The IDC Corporation report to the European commission in Aug'2010 estimated that the successful exploitation of HPC could lead to an increase in the European GDP of 2-3% within 10 years. In today's figures this translates into around £25 billion per year in additional revenue to UK Treasury and more than half a million UK based, high value jobs.
The Department of Business Innovation and Skills (DBIS) announced its e-infrastructure initiative in Oct'2011, with £145 million funding to create the necessary computer and network facilities for the UK to access this potential benefit. £30m of this was earmarked for HPC at Daresbury. This was in addition to an earlier government investment of £7.5m into HPC when the creation of an Enterprise Zone at the Daresbury Science and Innovation Campus was announced [now known as Sci-Tech Daresbury]. Following a rigorous tender process as a result of these investments, IBM was named as the successful bidder to form a unique research, development and business outreach collaboration with STFC.
Under the initial 3 year agreement, STFC will invest in IBM's most advanced hardware systems, most notably the BlueGene/Q and iDataPlex. With a peak performance of 1.4 petaflop/s, which is roughly the equivalent of 1,000,000 iPads, the BlueGene/Q system at Daresbury will be the UK's most powerful machine by a considerable margin. It is also the most energy efficient supercomputer in the UK, being 8 times more efficient than most other supercomputers.
These systems will help the Centre to develop the necessary software to run on the next generation of supercomputers, thus providing UK academic and industrial communities with the tools they will need to make full use of these systems both now and in the future.

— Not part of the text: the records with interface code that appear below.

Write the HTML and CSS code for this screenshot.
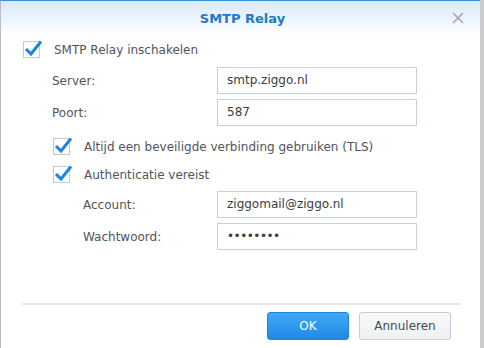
FILE: index.html
```html
<!DOCTYPE html>
<html lang="nl">
<head>
  <meta charset="UTF-8" />
  <title>SMTP Relay</title>
  <link rel="stylesheet" href="styles.css">
</head>
<body>

  <div class="dialog">
    <div class="header">
      <span class="title">SMTP Relay</span>
      <svg class="close" width="12" height="12" viewBox="0 0 12 12">
        <path d="M1 1 L11 11 M11 1 L1 11" stroke="#a3a7ab" stroke-width="1.6" fill="none"/>
      </svg>
    </div>

    <div class="content">
      <div class="check-row">
        <svg class="check" width="20" height="19" viewBox="0 0 20 19">
          <rect x="0.5" y="2.5" width="16" height="16" fill="#fff" stroke="#c2cad2"/>
          <path d="M3 10 L8 15 L18 2.5" stroke="#1a86de" stroke-width="3" fill="none" stroke-linejoin="miter"/>
        </svg>
        <span>SMTP Relay inschakelen</span>
      </div>

      <div class="field first">
        <label>Server:</label>
        <div class="input">smtp.ziggo.nl</div>
      </div>
      <div class="field">
        <label>Poort:</label>
        <div class="input">587</div>
      </div>

      <div class="check-row sub tls">
        <svg class="check" width="20" height="19" viewBox="0 0 20 19">
          <rect x="0.5" y="2.5" width="16" height="16" fill="#fff" stroke="#c2cad2"/>
          <path d="M3 10 L8 15 L18 2.5" stroke="#1a86de" stroke-width="3" fill="none"/>
        </svg>
        <span>Altijd een beveiligde verbinding gebruiken (TLS)</span>
      </div>
      <div class="check-row sub auth">
        <svg class="check" width="20" height="19" viewBox="0 0 20 19">
          <rect x="0.5" y="2.5" width="16" height="16" fill="#fff" stroke="#c2cad2"/>
          <path d="M3 10 L8 15 L18 2.5" stroke="#1a86de" stroke-width="3" fill="none"/>
        </svg>
        <span>Authenticatie vereist</span>
      </div>

      <div class="field sub first-sub">
        <label>Account:</label>
        <div class="input">ziggomail@ziggo.nl</div>
      </div>
      <div class="field sub">
        <label>Wachtwoord:</label>
        <div class="input password">••••••••</div>
      </div>
    </div>

    <div class="footer">
      <button class="btn primary">OK</button>
      <button class="btn">Annuleren</button>
    </div>
  </div>

</body>
</html>
```

FILE: styles.css
```css
html, body {
  margin: 0;
  padding: 0;
}

body {
  background-color: #c9cbcd;
  font-family: "DejaVu Sans", Verdana, sans-serif;
  font-size: 12px;
  color: #50555a;
  width: 484px;
  height: 348px;
  overflow: hidden;
}

.dialog {
  width: 480px;
  height: 348px;
  background-color: #fff;
  border-left: 1px solid #b9bdc1;
  border-top: 1px solid #3b8ed6;
  box-sizing: border-box;
  display: flex;
  flex-direction: column;
}

.header {
  height: 34px;
  flex: none;
  display: flex;
  align-items: center;
  justify-content: center;
  position: relative;
  background: linear-gradient(#d8e9f8, #ffffff);
}

.title {
  font-weight: bold;
  font-size: 13px;
  color: #2379c8;
  margin-left: 4px;
}

.close {
  position: absolute;
  right: 16px;
  top: 11px;
}

.content {
  padding-left: 22px;
  flex: 1;
}

.check-row {
  display: flex;
  align-items: center;
  height: 24px;
  margin-top: 3px;
}

.check {
  flex: none;
  margin-right: 11px;
  margin-top: -3px;
}

.check-row.sub {
  padding-left: 30px;
  height: 25px;
}

.check-row.tls {
  margin-top: 8px;
}

.check-row.auth {
  margin-top: 3px;
}

.field {
  display: flex;
  align-items: center;
  padding-left: 29px;
  margin-top: 5px;
}

.field label {
  width: 165px;
}

.field.sub {
  padding-left: 60px;
}

.field.sub label {
  width: 134px;
}

.field.first-sub {
  margin-top: 4px;
}

.input {
  width: 200px;
  height: 27px;
  box-sizing: border-box;
  border: 1px solid #c9d0d7;
  padding-left: 9px;
  line-height: 25px;
  color: #3a3d40;
}

.password {
  letter-spacing: -0.5px;
  font-size: 12px;
}

.footer {
  flex: none;
  margin: 0 19px 0 21px;
  border-top: 2px solid #e6e8ea;
  height: 45px;
  display: flex;
  justify-content: flex-end;
  align-items: flex-start;
  padding-top: 7px;
  padding-right: 10px;
  box-sizing: border-box;
}

.btn {
  height: 28px;
  margin-left: 10px;
  border-radius: 3px;
  font-family: "DejaVu Sans", Verdana, sans-serif;
  font-size: 12px;
  border: 1px solid #c6cdd4;
  background: linear-gradient(#f8fafc, #edf1f4);
  color: #454a50;
  width: 92px;
  padding: 0;
}

.btn.primary {
  width: 82px;
  border-color: #1f86dc;
  background: linear-gradient(#3fa8f6, #1f8ae6);
  color: #fff;
}
```
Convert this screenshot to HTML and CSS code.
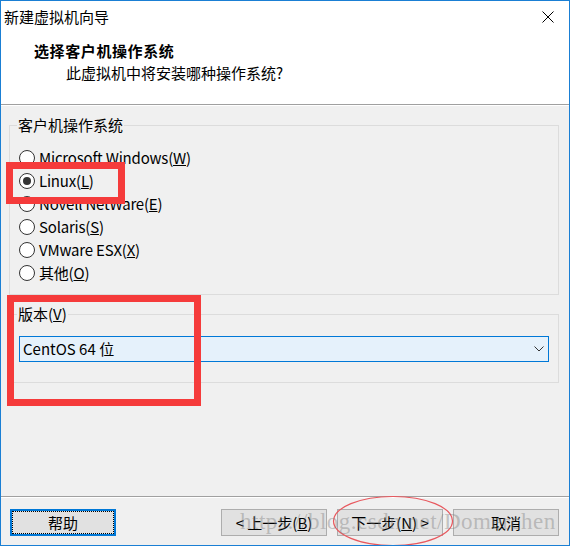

The Centre will target both the increasingly important area of data driven science and continue to target software development for current and future computer systems, due within 5-10 years and could will require entirely new software design. STFC is already a world leading provider of the software engineering skills required to exploit the future growth in available computing power and this is a very exciting time to be collaborating in this way.
The investment into the Centre is being used to upgrade STFC's existing computing infrastructure to provide the capability to host the next generation of HPC systems which have much higher power densities than existing systems. It will also install an impressive series of internationally competitive computer systems as a software development and demonstration facility, along with a range of advanced visualisation capabilities.
Procurement in early 2012 included refurbishment of the existing HPCx computer room (now split into 2, half with water cooling and half with conventional air cooling), and purchase of equipment as follows.
IBM iDataPlex, known as Blue Wonder - 512x nodes with 2.6GHz Intel SandyBridge processors making 8,192 cores. Around half would be running ScaleMP software to allow testing and development of large shared memory applications. Blue Wonder started operation at Daresbury in 2012 as the 114th most powerful computer in the world (39th Top500 list, see http://www.top500.org).
IBM BlueGene/Q, known as Blue Joule - 6 racks with 98,304 1.6 GHz BGC cores and 96 TB RAM + Power7 management and login nodes. Plus BlueGene/Q - 1 rack as above but with plans to make this into a prototype data intensive compute server. Blue Joule started operation at Daresbury in 2012 as the 13th most powerful computer in the world (39th Top500 list, see http://www.top500.org).
With data store, backup and visualisation facilities, the initial configuration of the centre is described as follows.
Blue Wonder is a 512-node IBM xSeries iDataPlex. It comprises 228 nodes, each with 2x 8-core Intel Sandybridge processors and 32 GB RAM. Additional 24 nodes with the same spec plus 2x nVidia M2090 GPUs plus 4 high memory nodes with 256 GB RAM each. Infiniband high speed interconnect throughout. A further 256 nodes each have 2x 8-core Intel Sandybridge processors and 128 GB RAM.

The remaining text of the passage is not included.